§ **WORK TO BE COMPLETED**
Print the listing as it stands, omitting all images.

§ **Entries with page source code**
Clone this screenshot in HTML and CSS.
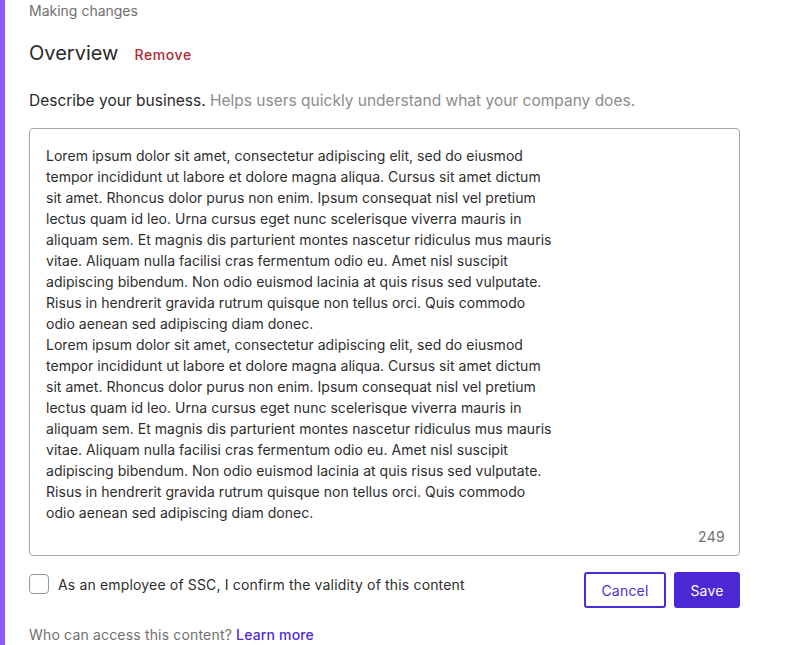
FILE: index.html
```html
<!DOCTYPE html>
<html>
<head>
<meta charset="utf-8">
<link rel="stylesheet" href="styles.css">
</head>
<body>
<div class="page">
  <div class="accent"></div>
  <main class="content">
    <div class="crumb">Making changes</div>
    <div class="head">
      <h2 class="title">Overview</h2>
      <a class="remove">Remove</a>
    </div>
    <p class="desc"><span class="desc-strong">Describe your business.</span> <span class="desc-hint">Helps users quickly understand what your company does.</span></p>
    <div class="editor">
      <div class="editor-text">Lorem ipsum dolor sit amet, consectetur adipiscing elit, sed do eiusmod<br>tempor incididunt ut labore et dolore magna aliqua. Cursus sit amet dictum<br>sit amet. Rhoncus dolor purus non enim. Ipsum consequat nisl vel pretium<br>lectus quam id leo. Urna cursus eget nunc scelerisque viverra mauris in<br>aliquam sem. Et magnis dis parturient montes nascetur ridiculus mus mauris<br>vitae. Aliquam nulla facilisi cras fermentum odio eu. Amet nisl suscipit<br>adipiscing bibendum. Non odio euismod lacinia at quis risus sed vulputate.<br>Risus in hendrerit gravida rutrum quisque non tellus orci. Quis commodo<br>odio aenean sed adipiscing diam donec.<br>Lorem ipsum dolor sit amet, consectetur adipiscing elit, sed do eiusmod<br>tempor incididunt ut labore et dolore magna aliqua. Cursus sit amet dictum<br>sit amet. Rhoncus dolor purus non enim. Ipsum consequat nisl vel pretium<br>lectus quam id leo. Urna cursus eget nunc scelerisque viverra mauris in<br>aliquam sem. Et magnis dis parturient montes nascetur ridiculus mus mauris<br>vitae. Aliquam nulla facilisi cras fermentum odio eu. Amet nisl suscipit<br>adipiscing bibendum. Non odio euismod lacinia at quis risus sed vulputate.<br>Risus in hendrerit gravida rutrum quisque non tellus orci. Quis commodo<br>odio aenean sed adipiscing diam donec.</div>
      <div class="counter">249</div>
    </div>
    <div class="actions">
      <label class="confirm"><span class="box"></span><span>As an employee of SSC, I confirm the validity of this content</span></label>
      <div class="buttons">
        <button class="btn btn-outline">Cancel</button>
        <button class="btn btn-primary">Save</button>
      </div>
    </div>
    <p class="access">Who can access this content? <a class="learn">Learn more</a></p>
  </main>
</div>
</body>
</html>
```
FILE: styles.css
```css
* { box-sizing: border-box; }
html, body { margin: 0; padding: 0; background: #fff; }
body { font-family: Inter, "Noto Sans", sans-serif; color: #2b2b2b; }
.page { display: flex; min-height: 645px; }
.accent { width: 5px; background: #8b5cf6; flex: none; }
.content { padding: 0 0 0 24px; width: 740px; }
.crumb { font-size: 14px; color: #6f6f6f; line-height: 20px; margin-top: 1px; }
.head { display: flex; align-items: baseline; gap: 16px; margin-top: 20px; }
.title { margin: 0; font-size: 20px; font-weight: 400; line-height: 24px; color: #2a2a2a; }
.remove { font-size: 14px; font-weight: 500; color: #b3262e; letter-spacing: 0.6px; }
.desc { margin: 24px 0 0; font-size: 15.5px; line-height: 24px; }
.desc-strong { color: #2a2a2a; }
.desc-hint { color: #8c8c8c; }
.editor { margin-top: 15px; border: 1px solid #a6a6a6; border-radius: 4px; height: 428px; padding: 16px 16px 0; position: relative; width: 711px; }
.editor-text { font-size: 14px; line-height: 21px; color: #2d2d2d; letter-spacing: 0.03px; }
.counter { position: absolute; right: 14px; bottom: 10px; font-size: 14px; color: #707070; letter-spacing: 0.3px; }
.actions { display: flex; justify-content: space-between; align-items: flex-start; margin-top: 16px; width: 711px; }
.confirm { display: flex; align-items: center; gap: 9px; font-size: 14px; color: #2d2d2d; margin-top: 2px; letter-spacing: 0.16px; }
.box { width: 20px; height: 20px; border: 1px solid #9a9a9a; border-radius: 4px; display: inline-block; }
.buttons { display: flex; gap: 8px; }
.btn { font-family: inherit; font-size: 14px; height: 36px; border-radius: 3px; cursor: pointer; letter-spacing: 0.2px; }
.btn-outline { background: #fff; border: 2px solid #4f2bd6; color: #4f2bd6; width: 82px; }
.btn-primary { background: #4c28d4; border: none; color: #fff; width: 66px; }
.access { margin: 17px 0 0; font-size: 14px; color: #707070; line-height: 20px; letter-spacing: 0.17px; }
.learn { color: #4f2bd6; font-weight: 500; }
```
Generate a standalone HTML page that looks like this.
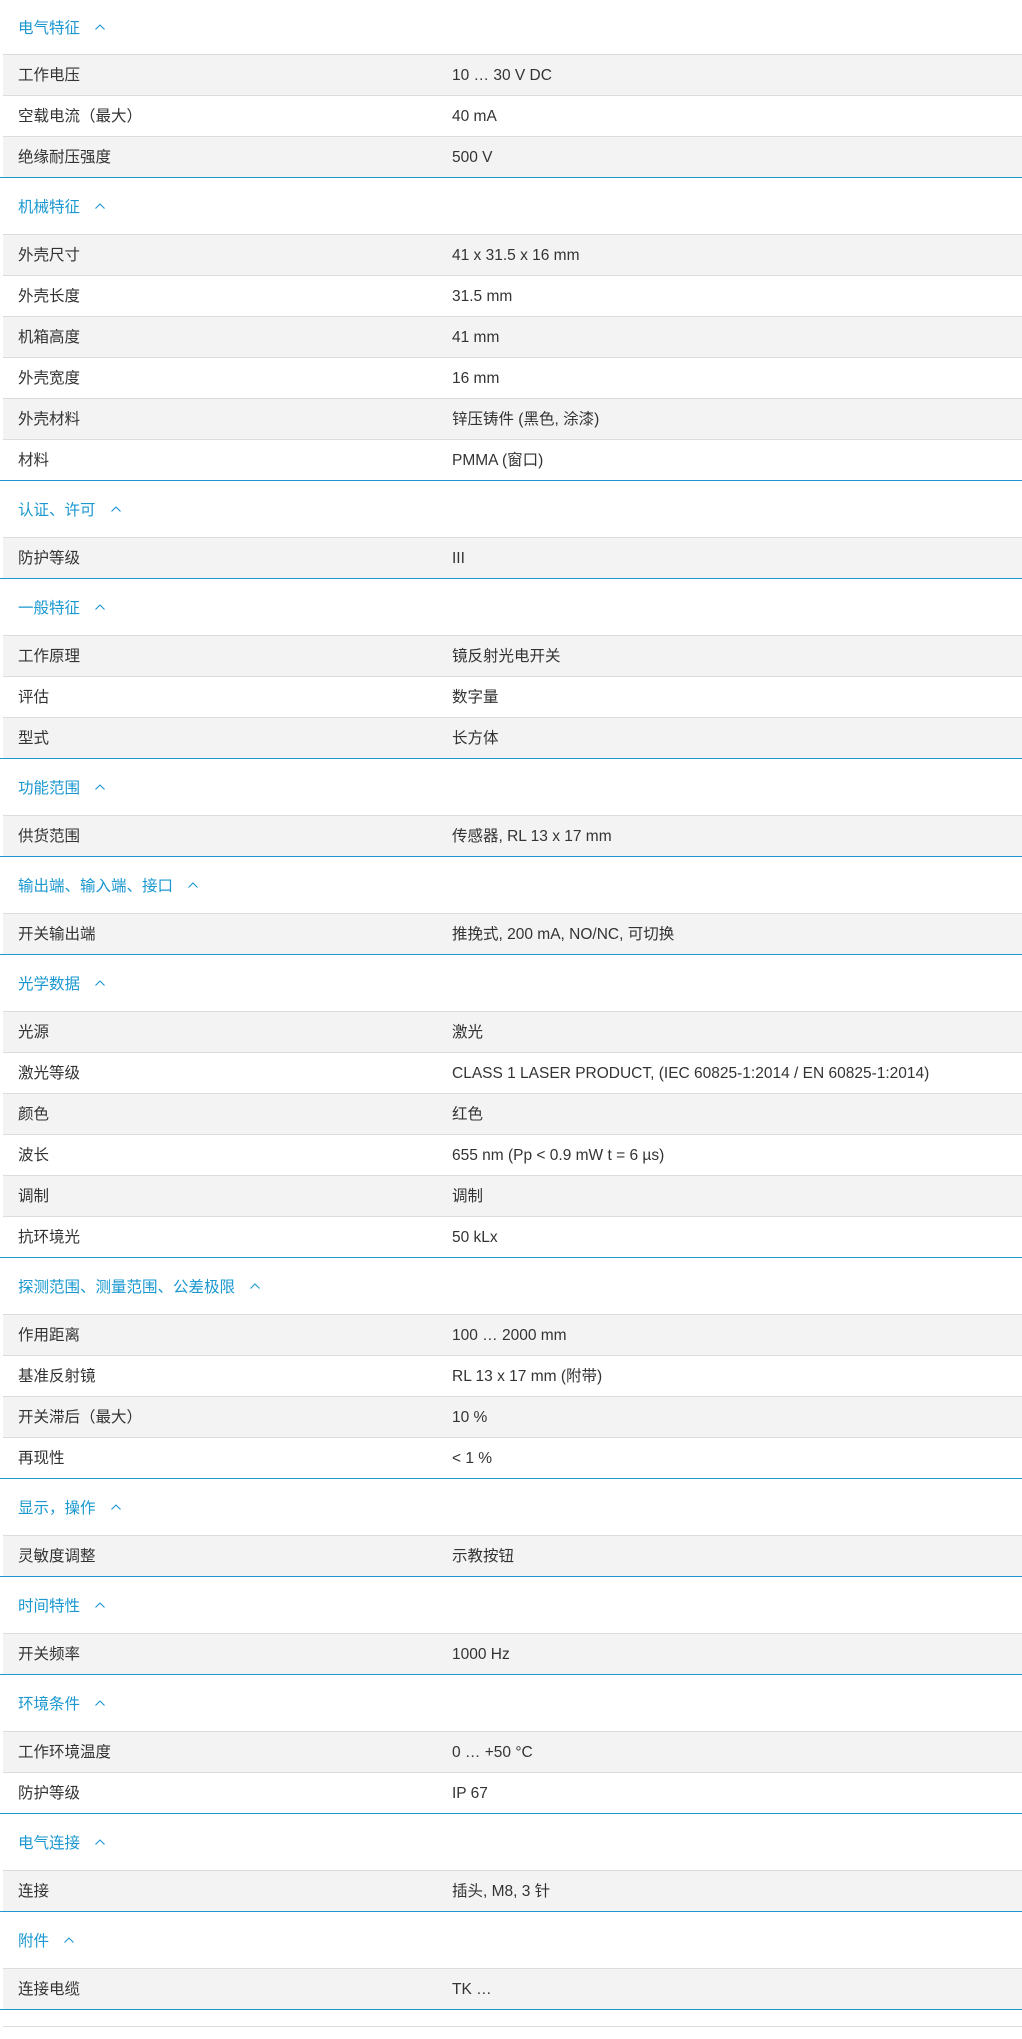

§ **WRITTEN RESPONSE**
Clone this screenshot in HTML and CSS.
FILE: index.html
```html
<!DOCTYPE html>
<html>
<head>
<meta charset="utf-8">
<link rel="stylesheet" href="styles.css">
</head>
<body>
<div class="page">
  <div class="accent"></div>
  <main class="content">
    <div class="crumb">Making changes</div>
    <div class="head">
      <h2 class="title">Overview</h2>
      <a class="remove">Remove</a>
    </div>
    <p class="desc"><span class="desc-strong">Describe your business.</span> <span class="desc-hint">Helps users quickly understand what your company does.</span></p>
    <div class="editor">
      <div class="editor-text">Lorem ipsum dolor sit amet, consectetur adipiscing elit, sed do eiusmod<br>tempor incididunt ut labore et dolore magna aliqua. Cursus sit amet dictum<br>sit amet. Rhoncus dolor purus non enim. Ipsum consequat nisl vel pretium<br>lectus quam id leo. Urna cursus eget nunc scelerisque viverra mauris in<br>aliquam sem. Et magnis dis parturient montes nascetur ridiculus mus mauris<br>vitae. Aliquam nulla facilisi cras fermentum odio eu. Amet nisl suscipit<br>adipiscing bibendum. Non odio euismod lacinia at quis risus sed vulputate.<br>Risus in hendrerit gravida rutrum quisque non tellus orci. Quis commodo<br>odio aenean sed adipiscing diam donec.<br>Lorem ipsum dolor sit amet, consectetur adipiscing elit, sed do eiusmod<br>tempor incididunt ut labore et dolore magna aliqua. Cursus sit amet dictum<br>sit amet. Rhoncus dolor purus non enim. Ipsum consequat nisl vel pretium<br>lectus quam id leo. Urna cursus eget nunc scelerisque viverra mauris in<br>aliquam sem. Et magnis dis parturient montes nascetur ridiculus mus mauris<br>vitae. Aliquam nulla facilisi cras fermentum odio eu. Amet nisl suscipit<br>adipiscing bibendum. Non odio euismod lacinia at quis risus sed vulputate.<br>Risus in hendrerit gravida rutrum quisque non tellus orci. Quis commodo<br>odio aenean sed adipiscing diam donec.</div>
      <div class="counter">249</div>
    </div>
    <div class="actions">
      <label class="confirm"><span class="box"></span><span>As an employee of SSC, I confirm the validity of this content</span></label>
      <div class="buttons">
        <button class="btn btn-outline">Cancel</button>
        <button class="btn btn-primary">Save</button>
      </div>
    </div>
    <p class="access">Who can access this content? <a class="learn">Learn more</a></p>
  </main>
</div>
</body>
</html>
```
FILE: styles.css
```css
* { box-sizing: border-box; }
html, body { margin: 0; padding: 0; background: #fff; }
body { font-family: Inter, "Noto Sans", sans-serif; color: #2b2b2b; }
.page { display: flex; min-height: 645px; }
.accent { width: 5px; background: #8b5cf6; flex: none; }
.content { padding: 0 0 0 24px; width: 740px; }
.crumb { font-size: 14px; color: #6f6f6f; line-height: 20px; margin-top: 1px; }
.head { display: flex; align-items: baseline; gap: 16px; margin-top: 20px; }
.title { margin: 0; font-size: 20px; font-weight: 400; line-height: 24px; color: #2a2a2a; }
.remove { font-size: 14px; font-weight: 500; color: #b3262e; letter-spacing: 0.6px; }
.desc { margin: 24px 0 0; font-size: 15.5px; line-height: 24px; }
.desc-strong { color: #2a2a2a; }
.desc-hint { color: #8c8c8c; }
.editor { margin-top: 15px; border: 1px solid #a6a6a6; border-radius: 4px; height: 428px; padding: 16px 16px 0; position: relative; width: 711px; }
.editor-text { font-size: 14px; line-height: 21px; color: #2d2d2d; letter-spacing: 0.03px; }
.counter { position: absolute; right: 14px; bottom: 10px; font-size: 14px; color: #707070; letter-spacing: 0.3px; }
.actions { display: flex; justify-content: space-between; align-items: flex-start; margin-top: 16px; width: 711px; }
.confirm { display: flex; align-items: center; gap: 9px; font-size: 14px; color: #2d2d2d; margin-top: 2px; letter-spacing: 0.16px; }
.box { width: 20px; height: 20px; border: 1px solid #9a9a9a; border-radius: 4px; display: inline-block; }
.buttons { display: flex; gap: 8px; }
.btn { font-family: inherit; font-size: 14px; height: 36px; border-radius: 3px; cursor: pointer; letter-spacing: 0.2px; }
.btn-outline { background: #fff; border: 2px solid #4f2bd6; color: #4f2bd6; width: 82px; }
.btn-primary { background: #4c28d4; border: none; color: #fff; width: 66px; }
.access { margin: 17px 0 0; font-size: 14px; color: #707070; line-height: 20px; letter-spacing: 0.17px; }
.learn { color: #4f2bd6; font-weight: 500; }
```
Generate a standalone HTML page that looks like this.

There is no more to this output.